Last week I went to Austin. On my past trips, I had only visited the Blanton and the Contemporary; I never had the time or the know-how to navigate the (seemingly) underground warehouse scene housed throughout the East End. Thankfully, this trip was different. I had the opportunity to connect with a multitude of people who are doing great things within the city. I visited no fewer than ten spaces, many of which were hybrid collective-esque studio/exhibition venues. This is what I saw.
I began by meeting Jules Buck Jones of MASS Gallery. MASS has an artist-in-residence program as their August exhibition. The two artists for this summer are Josh House and Rachel Simone Weil. This image is the early progress of House’s installation.
I’m into trinkets and small things, so naturally, I was taken by the concept of MASS’ store. This is the most thorough collection of work I have seen at a small, artist-run shop.

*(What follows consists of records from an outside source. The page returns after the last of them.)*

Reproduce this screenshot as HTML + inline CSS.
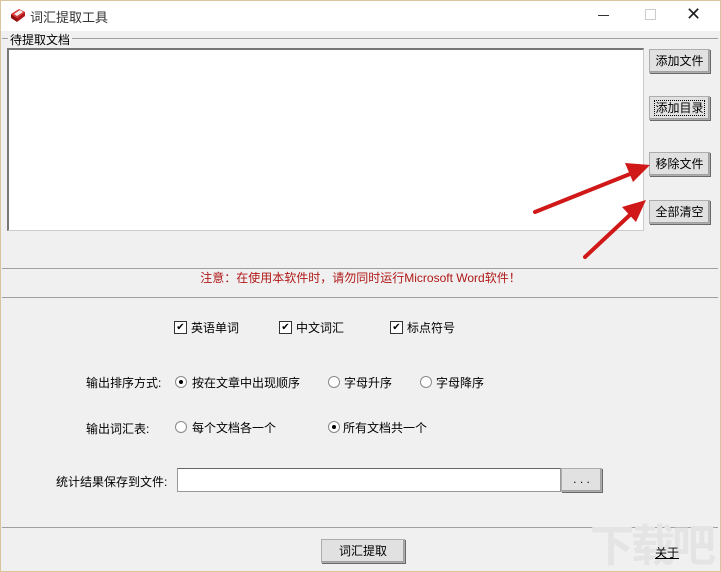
<!DOCTYPE html><html><head><meta charset="utf-8"><style>
html,body{margin:0;width:721px;height:572px;overflow:hidden}
body{background:#f0f0f0;position:relative;font-family:"Liberation Sans","Noto Sans CJK SC",sans-serif;font-size:12px;color:#000}
.a{position:absolute;white-space:nowrap}
.btn{position:absolute;background:#e1e1e1;border:1px solid #adadad;box-shadow:inset -1px -1px #a0a0a0,1px 1px #696969;text-align:center;font-size:12px;line-height:22px}
.cb{position:absolute;width:11px;height:11px;border:1px solid #333;background:#fff;font-size:10px;line-height:11px;text-align:center}
.rd{position:absolute;width:10px;height:10px;border-radius:50%;border:1px solid #888;background:#fff}
.rd.on::after{content:"";position:absolute;left:3px;top:3px;width:4px;height:4px;border-radius:50%;background:#000}
</style></head><body>
<div class="a" style="left:0;top:0;width:721px;height:31px;background:#fff"></div>
<div class="a" style="left:0;top:0;width:1px;height:572px;background:#d9c49b"></div>
<div class="a" style="left:720px;top:0;width:1px;height:572px;background:#d9c49b"></div>
<div class="a" style="left:0;top:0;width:721px;height:1px;background:#d9c49b"></div>
<div class="a" style="left:0;top:571px;width:721px;height:1px;background:#d9c49b"></div>
<svg class="a" style="left:9px;top:7px" width="18" height="16"><path d="M2 7 L10 2 L16 5 L8 11Z" fill="#d33"/><path d="M2 7 L8 11 L8 15 L2 11Z" fill="#901010"/><path d="M8 11 L16 5 L16 9 L8 15Z" fill="#b01818"/><path d="M5 7 L11 3 L14 5 L8 9Z" fill="#eee"/></svg>
<div class="a" style="left:30px;top:7px;font-size:13px;color:#333">词汇提取工具</div>
<div class="a" style="left:598px;top:15px;width:11px;height:1px;background:#333"></div>
<div class="a" style="left:645px;top:9px;width:9px;height:9px;border:1px solid #ccc"></div>
<div class="a" style="left:686px;top:4px;font-size:18px;color:#222">✕</div>
<div class="a" style="left:2px;top:38px;width:716px;height:229px;border-top:1px solid #a0a0a0;border-bottom:1px solid #a0a0a0"></div>
<div class="a" style="left:8px;top:31px;background:#f0f0f0;padding:0 2px;font-size:12px">待提取文档</div>
<div class="a" style="left:7px;top:48px;width:634px;height:180px;background:#fff;border:1px solid #ccc;border-top:2px solid #777;border-left:2px solid #777"></div>
<div class="btn" style="left:649px;top:49px;width:59px;height:22px">添加文件</div>
<div class="btn" style="left:649px;top:96px;width:59px;height:22px"><span style="outline:1px dotted #000">添加目录</span></div>
<div class="btn" style="left:649px;top:152px;width:59px;height:22px">移除文件</div>
<div class="btn" style="left:649px;top:200px;width:59px;height:22px">全部清空</div>
<svg class="a" style="left:0;top:0" width="721" height="572"><g stroke="#d01818" stroke-width="4" stroke-linecap="round"><line x1="535" y1="212" x2="635" y2="172"/><line x1="585" y1="257" x2="632" y2="213"/></g><path d="M650 165 L625 163 L633 182Z" fill="#d01818"/><path d="M646 200 L622 207 L636 222Z" fill="#d01818"/></svg>
<div class="a" style="left:0;top:269px;width:721px;text-align:center;color:#b01818;font-size:12px">注意：在使用本软件时，请勿同时运行Microsoft Word软件！</div>
<div class="a" style="left:2px;top:297px;width:716px;height:229px;border-top:1px solid #a0a0a0;border-bottom:1px solid #a0a0a0"></div>
<div class="cb" style="left:174px;top:321px">✔</div><div class="a" style="left:191px;top:319px">英语单词</div>
<div class="cb" style="left:279px;top:321px">✔</div><div class="a" style="left:296px;top:319px">中文词汇</div>
<div class="cb" style="left:390px;top:321px">✔</div><div class="a" style="left:407px;top:319px">标点符号</div>
<div class="a" style="left:86px;top:374px">输出排序方式:</div>
<div class="rd on" style="left:175px;top:376px"></div><div class="a" style="left:192px;top:374px">按在文章中出现顺序</div>
<div class="rd" style="left:328px;top:376px"></div><div class="a" style="left:344px;top:374px">字母升序</div>
<div class="rd" style="left:420px;top:376px"></div><div class="a" style="left:436px;top:374px">字母降序</div>
<div class="a" style="left:86px;top:420px">输出词汇表:</div>
<div class="rd" style="left:175px;top:421px"></div><div class="a" style="left:192px;top:419px">每个文档各一个</div>
<div class="rd on" style="left:328px;top:421px"></div><div class="a" style="left:343px;top:419px">所有文档共一个</div>
<div class="a" style="left:56px;top:473px">统计结果保存到文件:</div>
<div class="a" style="left:177px;top:468px;width:382px;height:22px;background:#fff;border:1px solid #999;border-top:1px solid #666"></div>
<div class="btn" style="left:561px;top:468px;width:39px;height:22px;line-height:20px">. . .</div>
<div class="btn" style="left:321px;top:539px;width:82px;height:22px">词汇提取</div>
<div class="a" style="left:590px;top:522px;font-size:44px;line-height:50px;color:#e4e4e4;font-weight:bold;letter-spacing:-3px">下载吧</div>
<div class="a" style="left:655px;top:544px;text-decoration:underline">关于</div>
</body></html>
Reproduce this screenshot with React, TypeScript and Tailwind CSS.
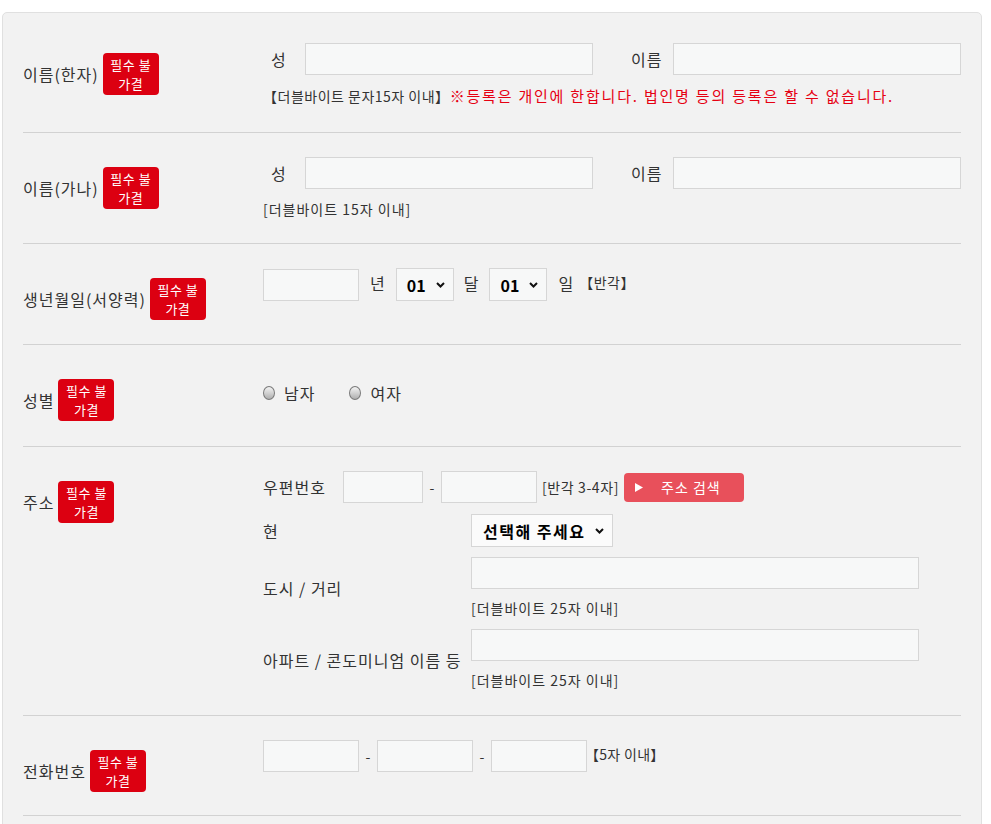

I enjoyed the indie bookstore / zine-store / art combination within Farewell Books. Ever since Domy closed, it feels like Houston has been lacking this kind of creative environment. Kevin McNamee-Tweed had a pop-up show throughout one side of the store.
I liked Conner O’Leary’s show in Farewell’s gallery and throughout the store. What really stood out for me was how the wood grain of the panels showed through the painted surface. It reminded me of Magritte’s trompe-l’oeil wood grain accents.
Jeffrey Dell had an exhibition earlier this year at Art Palace in Houston. This show of Dell’s work was throughout Flatbed Press’ building and constructed interesting vignettes, like the piece seen through the window of the conference room.
On the UT campus: sculpture? Trash? You decide!
I ended my first day by meeting Alex Diamond of Not Gallery. The show on view was Perennial Specimen and consisted of collages by Andrew Riggins.
To begin my second day, I went to see the Young Latino Artists 20: Within Reach show at the Mexic Arte Museum. Plants were interspersed throughout the show and worked better in some places than in others. This is a piece by Teresa Cervantes (just the cardboard – not the plant).
I came out of the building and saw this mural by Lauren Moya Ford. I don’t think the “NO SIGUE” was of Ford’s design, but it definitely goes well with the intent of the piece.
Since I was just down the street, I had to go see Robert Therrein’s big things at the Contemporary.
During the heat of the day, I arrived at Pump Project. Founded in 2005, Pump Project consists of studio spaces and a gallery. They also have begun an artist in residence program. Their current outdoor mural is by James Huizar and Jesus Trejo as part of the Special Blend exhibition that was on view until August 15th.
I am a sucker for little kiosks within exhibitions. I loved the store created by Natalie Bradford, Whitney Hill, Tsz Kam, and Kate Wilson for Co-Lab Projects’ SUMMERSCOOL exhibition.
A work by Kayla Jones in the back portion of SUMMERSCOOL.
I popped next door into Big Medium to see Sun Spots. I liked the inclusion of functional pieces throughout the show.
After meeting Ben from SOFA, I went by The Museum of Human Achievement. This felt like the rawest space I visited in town. They have a stage area for performances, a rectangular gallery space, and a number of artist studios in the back of their warehouse. They have also begun an artist in residence program. The current resident, Wade Schaming, has a one-night exhibition on August 27th. The show pictured consisted of works by Diego Mireles Duran and Bethany Price.
I ended my stay by going to the grayDUCK opening for the show The Only Knowledge Worth Possessing. I barely got to see any of the work as it was so crowded – so all in all, it was a normal opening.
Overall, I was thoroughly impressed by the organizations throughout the city. I’m not moving to Austin, but I will definitely be back to check out what’s happening.